A quick check of the state-by-state rankings (at www.golfweek.com) shows few new courses on the lists, and the reason for that, Klein explained, is simple.
“When we started the lists in 1995, we had a lot of change because there were 300 to 400 courses being built every year,” he said. “It used to be new golf courses that were a source of change. Now it’s mostly renovated courses, because there aren’t as many courses being built.”
The courses that typically appear in the rankings today have one distinct advantage over others, Klein said — money.
“The successful courses still have a lot of money to invest,” he explained. “The midtier courses don’t have quite as much to invest, so the successful courses are kind of differentiating themselves. Stand-alone courses, without other money coming in, don’t have the revenue stream.”
Klein cited casino courses and resorts which offer other types of recreation as examples.
Despite the slowdown on new course construction, Golfweek’s lists, which started with simply the best 100 classical and modern courses in the mid-1990s, have grown substantially.

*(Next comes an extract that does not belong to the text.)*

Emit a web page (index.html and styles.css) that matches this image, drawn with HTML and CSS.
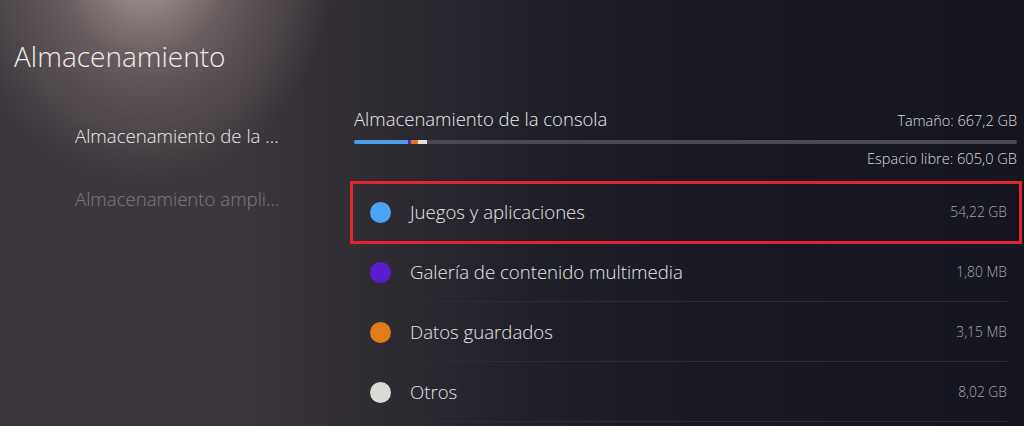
FILE: index.html
```html
<!DOCTYPE html>
<html lang="es">
<head>
<meta charset="utf-8">
<title>Almacenamiento</title>
<link rel="stylesheet" href="styles.css">
</head>
<body>
<div class="app">
  <aside class="sidebar">
    <h1 class="title">Almacenamiento</h1>
    <nav class="nav">
      <div class="nav-item active">Almacenamiento de la ...</div>
      <div class="nav-item dim">Almacenamiento ampli...</div>
    </nav>
  </aside>
  <main class="main">
    <div class="head">
      <div class="head-title">Almacenamiento de la consola</div>
      <div class="head-size">Tamaño: 667,2 GB</div>
    </div>
    <div class="bar">
      <span class="seg seg-blue"></span>
      <span class="seg seg-purple"></span>
      <span class="seg seg-orange"></span>
      <span class="seg seg-white"></span>
    </div>
    <div class="free">Espacio libre: 605,0 GB</div>
    <ul class="list">
      <li class="row selected">
        <span class="dot dot-blue"></span>
        <div class="content"><span class="label">Juegos y aplicaciones</span><span class="value">54,22 GB</span></div>
      </li>
      <li class="row">
        <span class="dot dot-purple"></span>
        <div class="content"><span class="label">Galería de contenido multimedia</span><span class="value">1,80 MB</span></div>
      </li>
      <li class="row">
        <span class="dot dot-orange"></span>
        <div class="content"><span class="label">Datos guardados</span><span class="value">3,15 MB</span></div>
      </li>
      <li class="row">
        <span class="dot dot-white"></span>
        <div class="content"><span class="label">Otros</span><span class="value">8,02 GB</span></div>
      </li>
    </ul>
  </main>
</div>
</body>
</html>
```
FILE: styles.css
```css
* { box-sizing: border-box; }
html, body { margin: 0; padding: 0; }
body {
  width: 1024px;
  height: 426px;
  overflow: hidden;
  font-family: "Open Sans", "Noto Sans", sans-serif;
  font-weight: 300;
  color: #e8e8ea;
  background:
    radial-gradient(ellipse 190px 220px at 145px -40px, rgba(200,180,175,0.85), rgba(165,145,142,0.42) 45%, rgba(120,105,105,0) 100%),
    linear-gradient(90deg, #3b373d 0px, #3c373c 230px, #302d33 360px, #1f1f28 540px, #181923 700px, #14151e 1024px);
}
.app {
  display: flex;
  height: 426px;
}
.sidebar {
  width: 354px;
  flex: none;
  padding-top: 37px;
}
.title {
  margin: 0 0 0 14px;
  font-size: 28px;
  line-height: 38px;
  font-weight: 300;
  color: #f0eeee;
}
.nav {
  margin-top: 48px;
  padding-left: 75px;
}
.nav-item {
  font-size: 18.6px;
  line-height: 26px;
  height: 63px;
  white-space: nowrap;
}
.nav-item.active { color: #ecebec; }
.nav-item.dim { color: #7f797e; }
.main {
  flex: 1;
  padding-top: 106px;
  padding-right: 7px;
}
.head {
  display: flex;
  justify-content: space-between;
  align-items: baseline;
}
.head-title {
  font-size: 18.5px;
  line-height: 26px;
  color: #ebebed;
}
.head-size {
  font-size: 14.5px;
  color: #dcdcdf;
}
.bar {
  margin-top: 8px;
  height: 4px;
  border-radius: 2px;
  background: #4a4a52;
  display: flex;
  overflow: hidden;
}
.seg { display: block; height: 100%; }
.seg-blue { width: 54px; background: #4a9fe8; }
.seg-purple { width: 3px; background: #5c22d0; }
.seg-orange { width: 7px; background: #e07a22; }
.seg-white { width: 9px; background: #e6e1dc; }
.free {
  margin-top: 5px;
  text-align: right;
  font-size: 14.6px;
  line-height: 18px;
  color: #dcdcdf;
}
.list {
  list-style: none;
  margin: 15px 0 0 0;
  padding: 0;
}
.row {
  position: relative;
  display: flex;
  align-items: center;
  height: 60px;
  padding-left: 16px;
  padding-right: 10px;
}
.row.selected::after {
  content: "";
  position: absolute;
  left: -4px;
  right: -5px;
  top: -1px;
  bottom: -2px;
  border: 3px solid #e3242f;
}
.dot {
  flex: none;
  width: 21px;
  height: 21px;
  border-radius: 50%;
  margin-right: 19px;
}
.dot-blue { background: #4aa6f5; }
.dot-purple { background: #5a1ccf; }
.dot-orange { background: #e17b1c; }
.dot-white { background: #dcdad6; }
.content {
  flex: 1;
  height: 100%;
  display: flex;
  align-items: center;
  justify-content: space-between;
  border-bottom: 1px solid #2b2c35;
}
.label {
  font-size: 18.6px;
  color: #e6e6e8;
}
.value {
  font-size: 13.8px;
  color: #a9a9b0;
}
```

“We have a publication schedule all year long for the lists and have branched out to about 20 or so different ones now,” Klein said.

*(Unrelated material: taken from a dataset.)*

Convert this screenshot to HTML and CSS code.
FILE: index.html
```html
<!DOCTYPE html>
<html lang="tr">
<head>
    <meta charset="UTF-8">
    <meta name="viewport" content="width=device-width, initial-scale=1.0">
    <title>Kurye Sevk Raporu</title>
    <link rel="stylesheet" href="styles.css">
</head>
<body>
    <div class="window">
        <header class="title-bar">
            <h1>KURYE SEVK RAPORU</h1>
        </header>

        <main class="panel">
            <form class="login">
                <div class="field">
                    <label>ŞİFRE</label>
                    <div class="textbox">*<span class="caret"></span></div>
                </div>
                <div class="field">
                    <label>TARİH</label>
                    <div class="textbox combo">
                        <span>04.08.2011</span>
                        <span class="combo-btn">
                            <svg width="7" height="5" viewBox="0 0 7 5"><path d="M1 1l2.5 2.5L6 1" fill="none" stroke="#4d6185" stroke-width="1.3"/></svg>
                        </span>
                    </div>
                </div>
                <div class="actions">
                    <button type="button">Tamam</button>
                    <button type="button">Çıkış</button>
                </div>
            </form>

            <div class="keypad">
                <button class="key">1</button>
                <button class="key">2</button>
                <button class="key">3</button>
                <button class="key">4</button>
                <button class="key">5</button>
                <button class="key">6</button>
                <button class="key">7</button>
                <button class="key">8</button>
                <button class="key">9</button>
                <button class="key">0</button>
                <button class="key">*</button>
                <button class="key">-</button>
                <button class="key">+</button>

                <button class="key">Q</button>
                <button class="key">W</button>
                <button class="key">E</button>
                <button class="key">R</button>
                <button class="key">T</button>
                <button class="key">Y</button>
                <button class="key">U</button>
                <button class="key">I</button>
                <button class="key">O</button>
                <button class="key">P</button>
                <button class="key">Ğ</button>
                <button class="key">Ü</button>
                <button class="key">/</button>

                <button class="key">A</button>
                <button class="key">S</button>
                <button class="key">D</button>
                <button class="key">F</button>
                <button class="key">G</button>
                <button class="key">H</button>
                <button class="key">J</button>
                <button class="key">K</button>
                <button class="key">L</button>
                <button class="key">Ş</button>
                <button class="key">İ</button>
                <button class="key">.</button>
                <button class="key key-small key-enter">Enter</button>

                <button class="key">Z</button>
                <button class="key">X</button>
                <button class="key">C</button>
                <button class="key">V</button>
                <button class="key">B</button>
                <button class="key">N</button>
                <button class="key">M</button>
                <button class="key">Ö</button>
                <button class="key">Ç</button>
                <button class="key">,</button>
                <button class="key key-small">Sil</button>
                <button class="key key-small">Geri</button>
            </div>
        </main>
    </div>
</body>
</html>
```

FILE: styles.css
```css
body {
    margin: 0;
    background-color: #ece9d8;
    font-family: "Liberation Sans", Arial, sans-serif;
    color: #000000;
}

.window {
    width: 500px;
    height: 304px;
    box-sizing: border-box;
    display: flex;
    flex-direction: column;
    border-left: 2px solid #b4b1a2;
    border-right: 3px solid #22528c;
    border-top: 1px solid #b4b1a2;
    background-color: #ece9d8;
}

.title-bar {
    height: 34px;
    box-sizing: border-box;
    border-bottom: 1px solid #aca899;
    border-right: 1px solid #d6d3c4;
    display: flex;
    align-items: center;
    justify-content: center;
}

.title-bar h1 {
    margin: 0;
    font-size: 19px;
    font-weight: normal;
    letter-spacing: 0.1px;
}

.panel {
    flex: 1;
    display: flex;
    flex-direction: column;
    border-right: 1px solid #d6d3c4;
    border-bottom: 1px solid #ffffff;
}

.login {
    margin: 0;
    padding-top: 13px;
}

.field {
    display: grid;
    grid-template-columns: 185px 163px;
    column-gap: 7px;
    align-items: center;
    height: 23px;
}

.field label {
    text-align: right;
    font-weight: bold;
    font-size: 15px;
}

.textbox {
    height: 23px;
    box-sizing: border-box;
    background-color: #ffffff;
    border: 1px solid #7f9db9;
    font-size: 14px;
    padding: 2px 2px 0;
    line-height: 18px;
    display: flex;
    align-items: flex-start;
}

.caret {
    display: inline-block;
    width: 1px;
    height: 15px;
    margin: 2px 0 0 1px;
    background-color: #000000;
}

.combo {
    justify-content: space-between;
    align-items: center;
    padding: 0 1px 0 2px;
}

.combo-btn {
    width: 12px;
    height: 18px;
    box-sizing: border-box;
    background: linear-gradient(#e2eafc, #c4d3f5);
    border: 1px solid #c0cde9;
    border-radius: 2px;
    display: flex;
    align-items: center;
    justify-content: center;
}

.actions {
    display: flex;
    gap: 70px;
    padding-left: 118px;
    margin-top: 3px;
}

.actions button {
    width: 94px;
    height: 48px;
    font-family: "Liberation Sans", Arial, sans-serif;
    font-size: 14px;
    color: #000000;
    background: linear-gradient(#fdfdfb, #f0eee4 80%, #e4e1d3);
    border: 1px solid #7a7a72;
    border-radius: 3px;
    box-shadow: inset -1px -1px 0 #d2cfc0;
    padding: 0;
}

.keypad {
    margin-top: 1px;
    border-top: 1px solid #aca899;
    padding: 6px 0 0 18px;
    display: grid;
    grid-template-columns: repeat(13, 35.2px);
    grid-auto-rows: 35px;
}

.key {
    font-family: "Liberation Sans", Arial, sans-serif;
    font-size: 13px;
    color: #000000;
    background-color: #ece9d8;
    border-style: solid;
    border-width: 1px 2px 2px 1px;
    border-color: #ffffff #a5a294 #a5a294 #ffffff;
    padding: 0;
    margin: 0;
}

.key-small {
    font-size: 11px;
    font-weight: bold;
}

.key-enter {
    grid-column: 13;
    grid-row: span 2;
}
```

The Top 100 rankings have become the Top 200, and rankings are also published for Britain, Canada, campus, casino, and resort courses, among other categories.
Last year, I managed to get out on three of the five Central Oregon courses that made the list: Tetherow, Pronghorn (Nicklaus) and Aspen Lakes near Sisters.
The variety of those three courses epitomizes my struggle with ranking one over the other here in our region.
The links style at Tetherow, high desert golf at Pronghorn, and the wooded mountain course at Aspen Lakes could not be more different.
Ranking these courses, to me anyway, is like comparing apples to oranges. They are so unique when compared with each other, that it seems an impossible comparison.
But that is the beauty of playing golf in Central Oregon.